One in Five Men Not the Marrying Type

Your suspicions have been confirmed: some guys just aren’t the marrying type. In fact, in a study conducted by the National Marriage Project, a research group at Rutgers University, there is a “small but significant” number of unmarried men who are just not good candidates for marriage.
What might be surprising to most women is how the men made the list. They are not the unemployed, living in their mother’s basement; they are not the guys who can’t stay home from the bar even one night a week. They are eligible bachelors between the ages of 25 and 34 who simply have a “low personal desire” for being married and have a negative attitude about women in general.
When one out of every five men is simply uninterested in marriage, particularly when the number of women already outnumbers the number of men, it certainly reduces the available life partners for women who do want to be married. According to the study, co-directed by Barbara Dafoe Whitehead and David Popenoe, these anti-marriage guys don’t mind dating and are heterosexual, but do not want to be married.
The marriage-phobic group had plenty in common: they tend to come from nontraditional and nonreligious families in which the father figure did not play a large role in raising them.

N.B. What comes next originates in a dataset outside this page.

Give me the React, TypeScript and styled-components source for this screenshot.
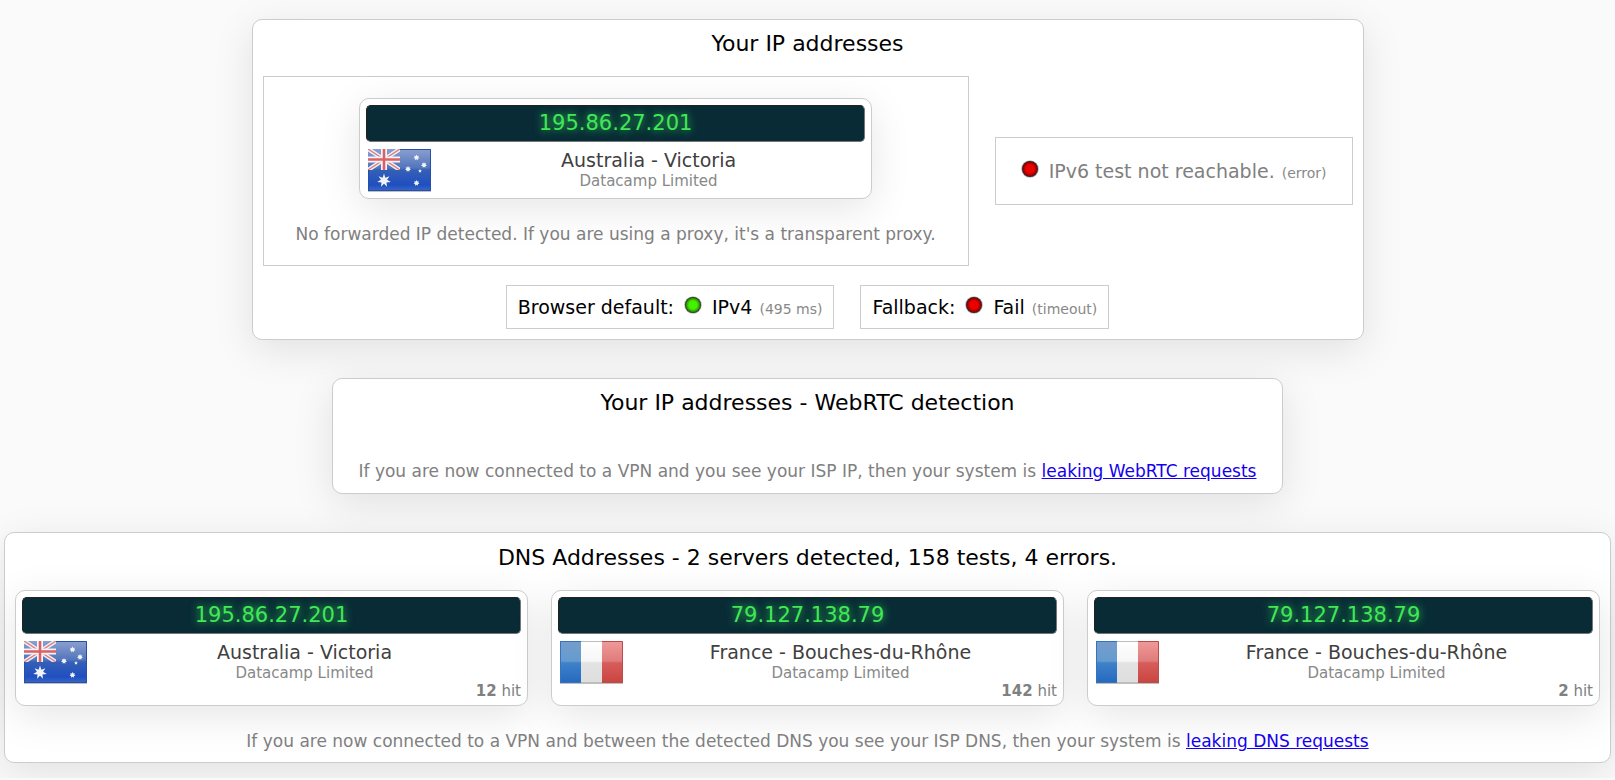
import React from "react";
import styled, { createGlobalStyle } from "styled-components";

const GlobalStyle = createGlobalStyle`
  body {
    margin: 0;
    background: #fafafa;
    color: #000;
    font-family: Verdana, "DejaVu Sans", sans-serif;
    font-size: 17px;
  }
`;

const Page = styled.main`
  display: flex;
  flex-direction: column;
  align-items: center;
  gap: 38px;
  padding: 19px 4px 15px;
`;

const Panel = styled.section<{ $wide?: boolean; $pad?: string }>`
  box-sizing: border-box;
  width: ${(p) => (p.$wide ? "100%" : "auto")};
  display: flex;
  flex-direction: column;
  align-items: center;
  padding: ${(p) => p.$pad ?? "10px"};
  background: #fff;
  border: 1px solid #ccc;
  border-radius: 10px;
  box-shadow: 0 10px 40px rgba(0, 0, 0, 0.1);
`;

const Title = styled.h2`
  margin: 0 0 18px;
  font-size: 22px;
  font-weight: 400;
  line-height: 28px;
`;

const Row = styled.div<{ $gap: number }>`
  display: flex;
  align-items: center;
  justify-content: center;
  align-self: stretch;
  gap: ${(p) => p.$gap}px;
`;

const Box = styled.div<{ $pad: string }>`
  display: flex;
  flex-direction: column;
  align-items: center;
  padding: ${(p) => p.$pad};
  border: 1px solid #ccc;
`;

const BoxRow = styled(Row)`
  margin-top: 19px;
`;

const Note = styled.p<{ $top: number }>`
  margin: ${(p) => p.$top}px 0 0;
  color: #808080;
  font-size: 17px;
  line-height: 20px;
`;

const Link = styled.a`
  color: #1400ee;
  text-decoration: underline;
`;

const Card = styled.article`
  box-sizing: border-box;
  flex: 1 1 0;
  width: 100%;
  max-width: 513px;
  padding: 6px;
  background: #fff;
  border: 1px solid #ccc;
  border-radius: 10px;
  box-shadow: 0 10px 40px rgba(0, 0, 0, 0.1);
`;

const Address = styled.div`
  box-sizing: border-box;
  height: 37px;
  border: 1px solid;
  border-color: #222 #777 #777 #222;
  border-radius: 5px;
  background: #082b36;
  color: #41e757;
  font-family: "DejaVu Sans", sans-serif;
  font-size: 21px;
  line-height: 35px;
  text-align: center;
  text-shadow: 0 0 8px #35d850;
`;

const Details = styled.div`
  display: flex;
  min-height: 43px;
  margin-top: 7px;
  padding-left: 2px;
`;

const Place = styled.div`
  flex: 1;
  text-align: center;
`;

const Country = styled.div`
  color: #404040;
  font-size: 19px;
  line-height: 23px;
`;

const Provider = styled.div`
  color: #888;
  font-size: 15px;
  line-height: 18px;
`;

const Hits = styled.div`
  color: #808080;
  font-size: 15px;
  line-height: 15px;
  text-align: right;
`;

const FlagSvg = styled.svg`
  display: block;
  flex: none;
`;

const Status = styled.div<{ $muted?: boolean }>`
  display: flex;
  align-items: center;
  color: ${(p) => (p.$muted ? "#808080" : "#000")};
  font-size: 19px;
  line-height: 24px;
  white-space: pre;
`;

const Small = styled.small`
  padding: 4px 0 0 7px;
  color: #888;
  font-size: 14px;
  line-height: 20px;
`;

const LedSvg = styled.svg<{ $leading?: boolean }>`
  flex: none;
  margin: 0 10px 4px ${(p) => (p.$leading ? 0 : 10)}px;
`;

function Led({ color, leading }: { color: "green" | "red"; leading?: boolean }) {
  const id = `led-${color}`;
  const [bright, deep] = color === "green" ? ["#45f000", "#2d9e00"] : ["#ec0000", "#a00000"];
  return (
    <LedSvg $leading={leading} width="18" height="18" viewBox="0 0 18 18" aria-hidden="true">
      <defs>
        <radialGradient id={id}>
          <stop offset="0.5" stopColor={bright} />
          <stop offset="0.8" stopColor={deep} />
          <stop offset="1" stopColor="#222" />
        </radialGradient>
      </defs>
      <circle cx="9" cy="9" r="8.8" fill="#b8b8b8" />
      <circle cx="9" cy="9" r="8" fill={`url(#${id})`} />
    </LedSvg>
  );
}

function star(cx: number, cy: number, r: number, points: number, inner: number) {
  return Array.from({ length: points * 2 }, (_, i) => {
    const a = (Math.PI * i) / points - Math.PI / 2;
    const d = i % 2 ? r * inner : r;
    return `${(cx + d * Math.cos(a)).toFixed(2)},${(cy + d * Math.sin(a)).toFixed(2)}`;
  }).join(" ");
}

type FlagCode = "au" | "fr";

function Flag({ code }: { code: FlagCode }) {
  const canton = `canton-${code}`;
  return (
    <FlagSvg width="64" height="43" viewBox="0 0 64 43" role="img" aria-label={code.toUpperCase()}>
      <defs>
        <linearGradient id="au-blue" x1="0" y1="0" x2="0" y2="1">
          <stop offset="0" stopColor="#8ba0d0" />
          <stop offset="0.45" stopColor="#5375bd" />
          <stop offset="0.5" stopColor="#3560b6" />
          <stop offset="0.85" stopColor="#1f4fc0" />
          <stop offset="1" stopColor="#3a68ca" />
        </linearGradient>
        <linearGradient id="fr-blue" x1="0" y1="0" x2="0" y2="1">
          <stop offset="0" stopColor="#769dca" />
          <stop offset="0.48" stopColor="#659bd0" />
          <stop offset="0.52" stopColor="#3f82c8" />
          <stop offset="1" stopColor="#2469c0" />
        </linearGradient>
        <linearGradient id="fr-white" x1="0" y1="0" x2="0" y2="1">
          <stop offset="0" stopColor="#fff" />
          <stop offset="0.48" stopColor="#f6f6f6" />
          <stop offset="0.52" stopColor="#e3e3e3" />
          <stop offset="1" stopColor="#dedede" />
        </linearGradient>
        <linearGradient id="fr-red" x1="0" y1="0" x2="0" y2="1">
          <stop offset="0" stopColor="#f09a9a" />
          <stop offset="0.48" stopColor="#df7c7a" />
          <stop offset="0.52" stopColor="#d65d5b" />
          <stop offset="1" stopColor="#c9453f" />
        </linearGradient>
        <clipPath id={canton}>
          <rect width="32" height="21" />
        </clipPath>
      </defs>
      {code === "au" ? (
        <>
          <rect width="63" height="42" fill="url(#au-blue)" />
          <g clipPath={`url(#${canton})`}>
            <path d="M0 0 32 21M32 0 0 21" stroke="#eef0f6" strokeWidth="4.2" />
            <path d="M0 0 32 21M32 0 0 21" stroke="#dd7c7c" strokeWidth="1.4" />
            <path d="M16 0V21M0 10.5H32" stroke="#f4f4f8" strokeWidth="6" />
            <path d="M16 0V21M0 10.5H32" stroke="#d96264" strokeWidth="2.6" />
          </g>
          <g fill="#f1f3f7">
            <polygon points={star(16, 31.5, 7, 7, 0.45)} />
            <polygon points={star(48.5, 8.5, 3, 7, 0.6)} />
            <polygon points={star(56, 16, 3, 7, 0.6)} />
            <polygon points={star(40, 20, 3, 7, 0.6)} />
            <polygon points={star(52, 22, 2, 5, 0.5)} />
            <polygon points={star(48.5, 34, 3, 7, 0.6)} />
          </g>
          <path d="M32 .5H62.5V41.5H.5V21" fill="none" stroke="#2450a8" />
        </>
      ) : (
        <>
          <rect width="21" height="42" fill="url(#fr-blue)" />
          <rect x="21" width="21" height="42" fill="url(#fr-white)" />
          <rect x="42" width="21" height="42" fill="url(#fr-red)" />
          <path d="M21 .5H.5V41.5H21" fill="none" stroke="#3473bd" />
          <path d="M21 .5H42M21 41.5H42" stroke="#bdbdbd" />
          <path d="M42 .5H62.5V41.5H42" fill="none" stroke="#bd4b4b" />
        </>
      )}
      <path d="M0 42.5H63" stroke="#000" strokeOpacity="0.25" />
    </FlagSvg>
  );
}

interface Server {
  ip: string;
  flag: FlagCode;
  place: string;
  hits?: number;
}

function AddressCard({ ip, flag, place, hits }: Server) {
  return (
    <Card>
      <Address>{ip}</Address>
      <Details>
        <Flag code={flag} />
        <Place>
          <Country>{place}</Country>
          <Provider>Datacamp Limited</Provider>
        </Place>
      </Details>
      {hits !== undefined && (
        <Hits>
          <b>{hits}</b> hit
        </Hits>
      )}
    </Card>
  );
}

const servers: Server[] = [
  { ip: "195.86.27.201", flag: "au", place: "Australia - Victoria", hits: 12 },
  { ip: "79.127.138.79", flag: "fr", place: "France - Bouches-du-Rhône", hits: 142 },
  { ip: "79.127.138.79", flag: "fr", place: "France - Bouches-du-Rhône", hits: 2 },
];

export default function App() {
  return (
    <>
      <GlobalStyle />
      <Page>
        <Panel>
          <Title>Your IP addresses</Title>
          <Row $gap={26}>
            <Box $pad="21px 32px">
              <AddressCard ip="195.86.27.201" flag="au" place="Australia - Victoria" />
              <Note $top={25}>
                No forwarded IP detected. If you are using a proxy, it's a transparent proxy.
              </Note>
            </Box>
            <Box $pad="21px 25px">
              <Status $muted>
                <Led color="red" leading />
                IPv6 test not reachable.
                <Small>(error)</Small>
              </Status>
            </Box>
          </Row>
          <BoxRow $gap={26}>
            <Box $pad="9px 11px">
              <Status>
                Browser default:
                <Led color="green" />
                IPv4
                <Small>(495 ms)</Small>
              </Status>
            </Box>
            <Box $pad="9px 11px">
              <Status>
                Fallback:
                <Led color="red" />
                Fail
                <Small>(timeout)</Small>
              </Status>
            </Box>
          </BoxRow>
        </Panel>

        <Panel $pad="10px 26px 12px">
          <Title>Your IP addresses - WebRTC detection</Title>
          <Note $top={26}>
            If you are now connected to a VPN and you see your ISP IP, then your system is{" "}
            <Link href="#webrtc">leaking WebRTC requests</Link>
          </Note>
        </Panel>

        <Panel $wide $pad="11px 10px">
          <Title>DNS Addresses - 2 servers detected, 158 tests, 4 errors.</Title>
          <Row $gap={23}>
            {servers.map((server, i) => (
              <AddressCard key={i} {...server} />
            ))}
          </Row>
          <Note $top={25}>
            If you are now connected to a VPN and between the detected DNS you see your ISP DNS,
            then your system is <Link href="#dns">leaking DNS requests</Link>
          </Note>
        </Panel>
      </Page>
    </>
  );
}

Marriage minded men, on the other hand, tend to be raised in traditional family homes with an actively involved father figure.
“Young women often find the search for a marriage partner daunting and confusing,” says Dafoe Whitehead, “since not everyone in the partner market is interested in marriage. These findings may help marriage-minded women identify the men who are most likely to be the marrying kind.” However, the survey showed that only 55 percent of men from the pro-marriage group indicated that they would be “ready to marry tomorrow if the right person came along.” Only 43 percent of men from other groups beyond the traditionally raised were interested in marriage.